*What you should do*:
Each line of the listing must be transcribed exactly, except for the images, which should be excluded.

☆ ☆ ☆ ☆

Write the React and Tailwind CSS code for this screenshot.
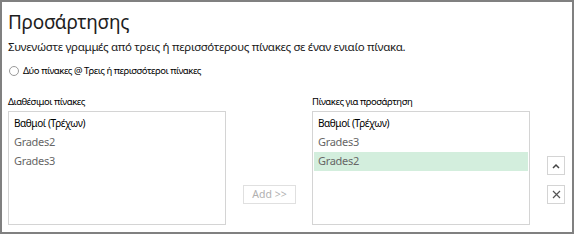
import React from "react";

const font = { fontFamily: '"Noto Sans", "DejaVu Sans", sans-serif' };

function ListBox({ items, selected }) {
  return (
    <div className="w-[218px] h-[114px] border border-[#d4d4d4] bg-white pt-[2px] px-[1px]">
      {items.map((it, i) => (
        <div
          key={i}
          className={
            "h-[19px] flex items-center pl-[4px] " +
            (it === selected ? "bg-[#d3eedd] " : "") +
            (i === 0 ? "text-[10px] tracking-[-0.4px] text-black" : "text-[11px] tracking-[-0.3px] text-[#666666]")
          }
        >
          {it}
        </div>
      ))}
    </div>
  );
}

export default function App() {
  return (
    <div
      className="w-[574px] h-[234px] border-2 border-[#808080] bg-white pl-[6px] pr-[7px] flex flex-col"
      style={font}
    >
      <div className="text-[19px] leading-[24px] mt-[8px] text-[#1e1e1e] tracking-[-0.3px]">Προσάρτησης</div>
      <div className="text-[11.5px] leading-[16px] mt-[5px] text-[#1a1a1a] tracking-[-0.3px]">
        Συνενώστε γραμμές από τρεις ή περισσότερους πίνακες σε έναν ενιαίο πίνακα.
      </div>
      <div className="flex items-center mt-[9px] h-[14px]">
        <span className="w-[10px] h-[10px] rounded-full border border-[#9a9a9a] mr-[4px] ml-[1px]"></span>
        <span className="text-[9.5px] text-black tracking-[-0.45px]">Δύο πίνακες @ Τρεις ή περισσότεροι πίνακες</span>
      </div>
      <div className="flex mt-[17px]">
        <div className="flex flex-col">
          <div className="text-[9.5px] leading-[13px] text-black tracking-[-0.45px] mb-[3px]">Διαθέσιμοι πίνακες</div>
          <ListBox items={["Βαθμοί (Τρέχων)", "Grades2", "Grades3"]} />
        </div>
        <div className="flex flex-col justify-end ml-[17px] mr-[16px] pb-[21px]">
          <div className="w-[53px] h-[19px] border border-[#e0e0e0] flex items-center justify-center text-[10.5px] text-[#b0b0b0]">
            Add &gt;&gt;
          </div>
        </div>
        <div className="flex flex-col">
          <div className="text-[9.5px] leading-[13px] text-black tracking-[-0.45px] mb-[3px]">Πίνακες για προσάρτηση</div>
          <div className="w-[217px]">
            <ListBox items={["Βαθμοί (Τρέχων)", "Grades3", "Grades2"]} selected="Grades2" />
          </div>
        </div>
        <div className="flex flex-col justify-end ml-[18px] pb-[21px] gap-[10px]">
          <div className="w-[18px] h-[19px] border border-[#d4d4d4] flex items-center justify-center">
            <svg width="8" height="6" viewBox="0 0 8 6"><path d="M1 5 L4 2 L7 5" stroke="#444" strokeWidth="1.5" fill="none" /></svg>
          </div>
          <div className="w-[18px] h-[19px] border border-[#d4d4d4] flex items-center justify-center">
            <svg width="9" height="9" viewBox="0 0 9 9"><path d="M1 1 L8 8 M8 1 L1 8" stroke="#555" strokeWidth="1.2" fill="none" /></svg>
          </div>
        </div>
      </div>
    </div>
  );
}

☆ ☆ ☆ ☆

*Result*:
Write the React and Tailwind CSS code for this screenshot.
import React from "react";

const font = { fontFamily: '"Noto Sans", "DejaVu Sans", sans-serif' };

function ListBox({ items, selected }) {
  return (
    <div className="w-[218px] h-[114px] border border-[#d4d4d4] bg-white pt-[2px] px-[1px]">
      {items.map((it, i) => (
        <div
          key={i}
          className={
            "h-[19px] flex items-center pl-[4px] " +
            (it === selected ? "bg-[#d3eedd] " : "") +
            (i === 0 ? "text-[10px] tracking-[-0.4px] text-black" : "text-[11px] tracking-[-0.3px] text-[#666666]")
          }
        >
          {it}
        </div>
      ))}
    </div>
  );
}

export default function App() {
  return (
    <div
      className="w-[574px] h-[234px] border-2 border-[#808080] bg-white pl-[6px] pr-[7px] flex flex-col"
      style={font}
    >
      <div className="text-[19px] leading-[24px] mt-[8px] text-[#1e1e1e] tracking-[-0.3px]">Προσάρτησης</div>
      <div className="text-[11.5px] leading-[16px] mt-[5px] text-[#1a1a1a] tracking-[-0.3px]">
        Συνενώστε γραμμές από τρεις ή περισσότερους πίνακες σε έναν ενιαίο πίνακα.
      </div>
      <div className="flex items-center mt-[9px] h-[14px]">
        <span className="w-[10px] h-[10px] rounded-full border border-[#9a9a9a] mr-[4px] ml-[1px]"></span>
        <span className="text-[9.5px] text-black tracking-[-0.45px]">Δύο πίνακες @ Τρεις ή περισσότεροι πίνακες</span>
      </div>
      <div className="flex mt-[17px]">
        <div className="flex flex-col">
          <div className="text-[9.5px] leading-[13px] text-black tracking-[-0.45px] mb-[3px]">Διαθέσιμοι πίνακες</div>
          <ListBox items={["Βαθμοί (Τρέχων)", "Grades2", "Grades3"]} />
        </div>
        <div className="flex flex-col justify-end ml-[17px] mr-[16px] pb-[21px]">
          <div className="w-[53px] h-[19px] border border-[#e0e0e0] flex items-center justify-center text-[10.5px] text-[#b0b0b0]">
            Add &gt;&gt;
          </div>
        </div>
        <div className="flex flex-col">
          <div className="text-[9.5px] leading-[13px] text-black tracking-[-0.45px] mb-[3px]">Πίνακες για προσάρτηση</div>
          <div className="w-[217px]">
            <ListBox items={["Βαθμοί (Τρέχων)", "Grades3", "Grades2"]} selected="Grades2" />
          </div>
        </div>
        <div className="flex flex-col justify-end ml-[18px] pb-[21px] gap-[10px]">
          <div className="w-[18px] h-[19px] border border-[#d4d4d4] flex items-center justify-center">
            <svg width="8" height="6" viewBox="0 0 8 6"><path d="M1 5 L4 2 L7 5" stroke="#444" strokeWidth="1.5" fill="none" /></svg>
          </div>
          <div className="w-[18px] h-[19px] border border-[#d4d4d4] flex items-center justify-center">
            <svg width="9" height="9" viewBox="0 0 9 9"><path d="M1 1 L8 8 M8 1 L1 8" stroke="#555" strokeWidth="1.2" fill="none" /></svg>
          </div>
        </div>
      </div>
    </div>
  );
}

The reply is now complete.